Rodrigo, who retired in 2003 after having served the SLA for many years, explained the difficulty in obtaining foreign expertise at the onset of the conflict, due to external factors. The Pakistan project here had been timely and also of critical importance to the SLA’s efforts to build-up strength to face terrorism, he said.

Israeli expertise to handle explosives

One-time Commandant of the elite Special Task Force (STF), retired senior DIG Nimal Lewke recollected the role played by President JRJ’s son, Ravi Jayewardene (RJ) in bringing in foreign experts at a time the police and the military were struggling to tackle terrorism. Much to the surprise of those who had alleged that the government lacked a cohesive strategy to meet the threat of terrorism, the then Defence advisor, RJ, obtained the services of ex-British Special Air Services (SAS) personnel employed by KMS, an expensive firm managing mercenaries. In fact, the STF had been the first to benefit from foreign expertise in counter-terrorism operations in the wake of the Black July 1983 riots. According to Lewke, Israeli army instructors had conducted a special course for a group of security forces and police personnel at the Panagoda cantonment during 1984. Lewke had been among those who underwent training there in explosives handling.

Subsequently, the STF had an opportunity to send a group of personnel to Israel to undergo training. The STF squad had been led by the then ASP, Upali Sahabandu. (An LTTE suicide bomber killed Sahabandu at Kalmunakudi on the afternoon of November 19, 1996. Sahabandu, then an SSP, was on his way from Batticaloa to Ampara). According to Lewke, the Jayewardenes had a close relationship with the then Israeli leadership, hence could seek unprecedented assistance without having to undergo unnecessary hassles. A case in point was Israel sending experts in VVIP security, immediately after the JVP made an attempt on the life of President JRJ in August 1987. The Israelis trained 60 STF personnel to provide security to President JRJ and his family.

Having the Pakistanis and Israeli to train personnel simultaneously and the employment of ex-British commandos attached to KMS as instructors wouldn’t have been an easy task. Some KMS personnel were with the Sri Lanka Air Force (SLAF). The relationship with Israel remained throughout the conflict except for the period when the then President Ranasinghe Premadasa terminated the contract with the Israelis. The President made his move in the wake of claims that terrorists, too, had received military training in Israel.
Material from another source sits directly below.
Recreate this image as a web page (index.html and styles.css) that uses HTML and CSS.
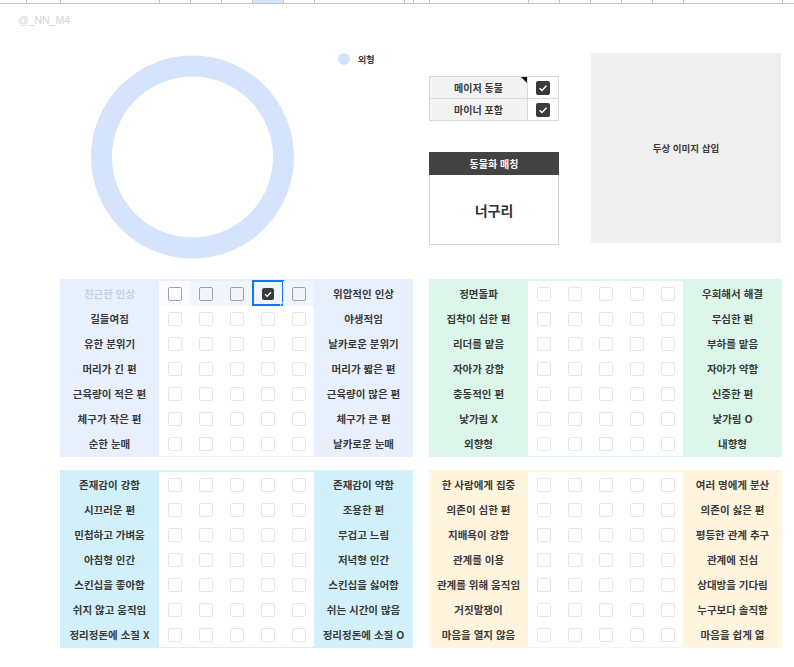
FILE: index.html
```html
<!DOCTYPE html>
<html lang="ko">
<head>
<meta charset="utf-8">
<title>동물화 매칭</title>
<link rel="stylesheet" href="styles.css">
</head>
<body>
<div class="strip">
  <span style="width:27px"></span><span style="width:34px"></span><span style="width:99px"></span><span style="width:31px"></span><span style="width:31px"></span><span style="width:31px"></span><span class="sel-col" style="width:31px"></span><span style="width:31px"></span><span style="width:90px"></span><span style="width:9px"></span><span style="width:16px"></span><span style="width:99px"></span><span style="width:31px"></span><span style="width:31px"></span><span style="width:31px"></span><span style="width:31px"></span><span style="width:31px"></span><span style="width:99px"></span>
</div>

<div class="top">
  <div class="watermark">@_NN_M4</div>
  <div class="top-row">
    <div class="chart">
      <svg width="369" height="222" viewBox="0 0 369 222">
        <circle cx="132.5" cy="104" r="91" fill="none" stroke="#d5e3fd" stroke-width="21"/>
        <circle cx="284" cy="6" r="6" fill="#d5e3fd"/>
        <text x="298" y="9.5" class="legend-text">외형</text>
      </svg>
    </div>
    <div class="side">
      <div class="mini">
        <div class="mini-row">
          <div class="mini-label note">메이저 동물</div>
          <div class="mini-box"><svg class="chk14" viewBox="0 0 14 14"><rect width="14" height="14" rx="2" fill="#3a3a3a"/><polyline points="3.6,7.2 6,9.5 10.5,4.7" fill="none" stroke="#fff" stroke-width="1.5"/></svg></div>
        </div>
        <div class="mini-row">
          <div class="mini-label">마이너 포함</div>
          <div class="mini-box"><svg class="chk14" viewBox="0 0 14 14"><rect width="14" height="14" rx="2" fill="#3a3a3a"/><polyline points="3.6,7.2 6,9.5 10.5,4.7" fill="none" stroke="#fff" stroke-width="1.5"/></svg></div>
        </div>
      </div>
      <div class="match">
        <div class="match-head">동물화 매칭</div>
        <div class="match-body">너구리</div>
      </div>
    </div>
    <div class="image-box">두상 이미지 삽입</div>
  </div>
</div>

<div class="tables">
  <div class="pair">
    <div class="panel blue">
      <div class="lab faded">친근한 인상</div><span class="cb r1 plain"></span><span class="cb r1"></span><span class="cb r1"></span><span class="cb r1 on"><svg class="chk12" viewBox="0 0 12 12"><rect width="12" height="12" rx="2" fill="#3a3a3a"/><polyline points="3,6.2 5.2,8.2 9,4.2" fill="none" stroke="#fff" stroke-width="1.4"/></svg><span class="selbox"></span><span class="handle"></span></span><span class="cb r1"></span><div class="lab">위압적인 인상</div>
      <div class="lab">길들여짐</div><span class="cb"></span><span class="cb"></span><span class="cb"></span><span class="cb"></span><span class="cb"></span><div class="lab">야생적임</div>
      <div class="lab">유한 분위기</div><span class="cb"></span><span class="cb"></span><span class="cb"></span><span class="cb"></span><span class="cb"></span><div class="lab">날카로운 분위기</div>
      <div class="lab">머리가 긴 편</div><span class="cb"></span><span class="cb"></span><span class="cb"></span><span class="cb"></span><span class="cb"></span><div class="lab">머리가 짧은 편</div>
      <div class="lab">근육량이 적은 편</div><span class="cb"></span><span class="cb"></span><span class="cb"></span><span class="cb"></span><span class="cb"></span><div class="lab">근육량이 많은 편</div>
      <div class="lab">체구가 작은 편</div><span class="cb"></span><span class="cb"></span><span class="cb"></span><span class="cb"></span><span class="cb"></span><div class="lab">체구가 큰 편</div>
      <div class="lab">순한 눈매</div><span class="cb"></span><span class="cb"></span><span class="cb"></span><span class="cb"></span><span class="cb"></span><div class="lab">날카로운 눈매</div>
    </div>
    <div class="panel mint">
      <div class="lab">정면돌파</div><span class="cb"></span><span class="cb"></span><span class="cb"></span><span class="cb"></span><span class="cb"></span><div class="lab">우회해서 해결</div>
      <div class="lab">집착이 심한 편</div><span class="cb"></span><span class="cb"></span><span class="cb"></span><span class="cb"></span><span class="cb"></span><div class="lab">무심한 편</div>
      <div class="lab">리더를 맡음</div><span class="cb"></span><span class="cb"></span><span class="cb"></span><span class="cb"></span><span class="cb"></span><div class="lab">부하를 맡음</div>
      <div class="lab">자아가 강함</div><span class="cb"></span><span class="cb"></span><span class="cb"></span><span class="cb"></span><span class="cb"></span><div class="lab">자아가 약함</div>
      <div class="lab">충동적인 편</div><span class="cb"></span><span class="cb"></span><span class="cb"></span><span class="cb"></span><span class="cb"></span><div class="lab">신중한 편</div>
      <div class="lab">낯가림 X</div><span class="cb"></span><span class="cb"></span><span class="cb"></span><span class="cb"></span><span class="cb"></span><div class="lab">낯가림 O</div>
      <div class="lab">외향형</div><span class="cb"></span><span class="cb"></span><span class="cb"></span><span class="cb"></span><span class="cb"></span><div class="lab">내향형</div>
    </div>
  </div>
  <div class="pair">
    <div class="panel cyan">
      <div class="lab">존재감이 강함</div><span class="cb"></span><span class="cb"></span><span class="cb"></span><span class="cb"></span><span class="cb"></span><div class="lab">존재감이 약함</div>
      <div class="lab">시끄러운 편</div><span class="cb"></span><span class="cb"></span><span class="cb"></span><span class="cb"></span><span class="cb"></span><div class="lab">조용한 편</div>
      <div class="lab">민첩하고 가벼움</div><span class="cb"></span><span class="cb"></span><span class="cb"></span><span class="cb"></span><span class="cb"></span><div class="lab">무겁고 느림</div>
      <div class="lab">아침형 인간</div><span class="cb"></span><span class="cb"></span><span class="cb"></span><span class="cb"></span><span class="cb"></span><div class="lab">저녁형 인간</div>
      <div class="lab">스킨십을 좋아함</div><span class="cb"></span><span class="cb"></span><span class="cb"></span><span class="cb"></span><span class="cb"></span><div class="lab">스킨십을 싫어함</div>
      <div class="lab">쉬지 않고 움직임</div><span class="cb"></span><span class="cb"></span><span class="cb"></span><span class="cb"></span><span class="cb"></span><div class="lab">쉬는 시간이 많음</div>
      <div class="lab">정리정돈에 소질 X</div><span class="cb"></span><span class="cb"></span><span class="cb"></span><span class="cb"></span><span class="cb"></span><div class="lab">정리정돈에 소질 O</div>
    </div>
    <div class="panel cream">
      <div class="lab">한 사람에게 집중</div><span class="cb"></span><span class="cb"></span><span class="cb"></span><span class="cb"></span><span class="cb"></span><div class="lab">여러 명에게 분산</div>
      <div class="lab">의존이 심한 편</div><span class="cb"></span><span class="cb"></span><span class="cb"></span><span class="cb"></span><span class="cb"></span><div class="lab">의존이 싫은 편</div>
      <div class="lab">지배욕이 강함</div><span class="cb"></span><span class="cb"></span><span class="cb"></span><span class="cb"></span><span class="cb"></span><div class="lab">평등한 관계 추구</div>
      <div class="lab">관계를 이용</div><span class="cb"></span><span class="cb"></span><span class="cb"></span><span class="cb"></span><span class="cb"></span><div class="lab">관계에 진심</div>
      <div class="lab">관계를 위해 움직임</div><span class="cb"></span><span class="cb"></span><span class="cb"></span><span class="cb"></span><span class="cb"></span><div class="lab">상대방을 기다림</div>
      <div class="lab">거짓말쟁이</div><span class="cb"></span><span class="cb"></span><span class="cb"></span><span class="cb"></span><span class="cb"></span><div class="lab">누구보다 솔직함</div>
      <div class="lab">마음을 열지 않음</div><span class="cb"></span><span class="cb"></span><span class="cb"></span><span class="cb"></span><span class="cb"></span><div class="lab">마음을 쉽게 엶</div>
    </div>
  </div>
</div>
</body>
</html>
```

FILE: styles.css
```css
* { box-sizing: border-box; }
html, body { margin: 0; padding: 0; background: #fff; }
body {
  width: 794px;
  height: 667px;
  overflow: hidden;
  font-family: "Noto Sans CJK KR", "Noto Sans", sans-serif;
  color: #3a3a3a;
}

/* sheet column header remnant */
.strip {
  display: flex;
  height: 4px;
  border-bottom: 1px solid #c4c4c4;
}
.strip span {
  display: block;
  height: 3px;
  border-right: 1px solid #c4c4c4;
  flex: none;
}
.strip .sel-col { background: #d3e3fd; }

.top { height: 275px; }
.watermark {
  height: 25px;
  padding: 8px 0 0 18px;
  font: 10.5px/16px "Liberation Sans", Arial, sans-serif;
  color: #d2d2d2;
}
.top-row {
  display: flex;
  align-items: flex-start;
  margin-top: 24px;
  padding-left: 60px;
}
.chart { width: 369px; height: 222px; flex: none; }
.chart svg { display: block; }
.legend-text {
  font-family: "Noto Sans CJK KR", sans-serif;
  font-size: 9px;
  font-weight: 700;
  fill: #3a3a3a;
}

.side { width: 130px; flex: none; margin-top: 23px; }
.mini { border: 1px solid #d9d9d9; }
.mini-row { display: flex; height: 22px; }
.mini-row + .mini-row { border-top: 1px solid #d9d9d9; height: 22px; }
.mini-row:first-child { height: 21px; }
.mini-label {
  width: 98px;
  background: #f3f3f3;
  border-right: 1px solid #d9d9d9;
  display: flex;
  align-items: center;
  justify-content: center;
  font-size: 10px;
  font-weight: 700;
  color: #3a3a3a;
  position: relative;
}
.mini-label.note::after {
  content: "";
  position: absolute;
  top: 0;
  right: 0;
  border-top: 6px solid #111;
  border-left: 6px solid transparent;
}
.mini-box {
  flex: 1;
  background: #fff;
  display: flex;
  align-items: center;
  justify-content: center;
}
.chk14 { width: 14px; height: 14px; display: block; }

.match { margin-top: 31px; }
.match-head {
  height: 23px;
  background: #434343;
  color: #fff;
  font-size: 10px;
  font-weight: 700;
  display: flex;
  align-items: center;
  justify-content: center;
}
.match-body {
  height: 70px;
  border: 1px solid #d4d4d4;
  border-top: none;
  display: flex;
  align-items: center;
  justify-content: center;
  font-size: 14px;
  font-weight: 700;
  color: #333;
}

.image-box {
  width: 190px;
  height: 190px;
  margin-left: 32px;
  flex: none;
  background: #efefef;
  display: flex;
  align-items: center;
  justify-content: center;
  font-size: 9.5px;
  font-weight: 700;
  color: #3a3a3a;
}

/* check tables */
.tables { display: flex; flex-direction: column; gap: 13px; }
.pair { display: flex; gap: 16px; padding-left: 60px; }
.panel {
  width: 353px;
  display: grid;
  grid-template-columns: 99px repeat(5, 31px) 99px;
  grid-auto-rows: 25px;
  padding: 2px 0 1px;
}
.blue { background: #e8f0fe; }
.mint { background: #dcf7ea; }
.cyan { background: #d2f0f9; }
.cream { background: #fff4de; }

.lab {
  display: flex;
  align-items: center;
  justify-content: center;
  white-space: nowrap;
  font-size: 10.5px;
  font-weight: 700;
  color: #3a3a3a;
}
.lab.faded { color: #c4d0e6; }

.cb {
  background: #fff;
  display: flex;
  align-items: center;
  justify-content: center;
  position: relative;
}
.cb::before {
  content: "";
  width: 12px;
  height: 12px;
  border: 1px solid #e6e6e6;
  border-radius: 2px;
}
.cb.r1 { background: #f1f5fe; }
.cb.r1.plain { background: #f9fbff; }
.cb.r1::before { border: 1.5px solid #a2a2a2; }
.cb.on::before { display: none; }
.chk12 { width: 12px; height: 12px; display: block; }
.selbox {
  position: absolute;
  top: -1px;
  left: 0;
  right: -1px;
  bottom: 0;
  border: 2px solid #1a73e8;
}
.handle {
  position: absolute;
  right: -4px;
  bottom: -3px;
  width: 7px;
  height: 7px;
  border-radius: 50%;
  background: #1a73e8;
  border: 1px solid #fff;
}
```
President Premadasa played politics with the issue, believing it could help him entice the local Muslim community as well as Muslim countries.

But, it would be pertinent to mention that in 1991, Victor Ostrovsky, formerly of Israeli intelligence, alleged in his book, By Way of Deception that Mossad had brought many Tamils to Israel for training in 1984 and 1985. The Indian media quoted Ostrovsky as having said: "These groups kept coming and going. When I was in Mossad, it was part of our routine job to take them to training camps and make sure they got training worth what they paid for, no more and no less. The Sinhalese paid in cash." The ex-intelligence officer alleged that India’s premier intelligence agency, the Research and Analysis Wing (RAW) had facilitated the project.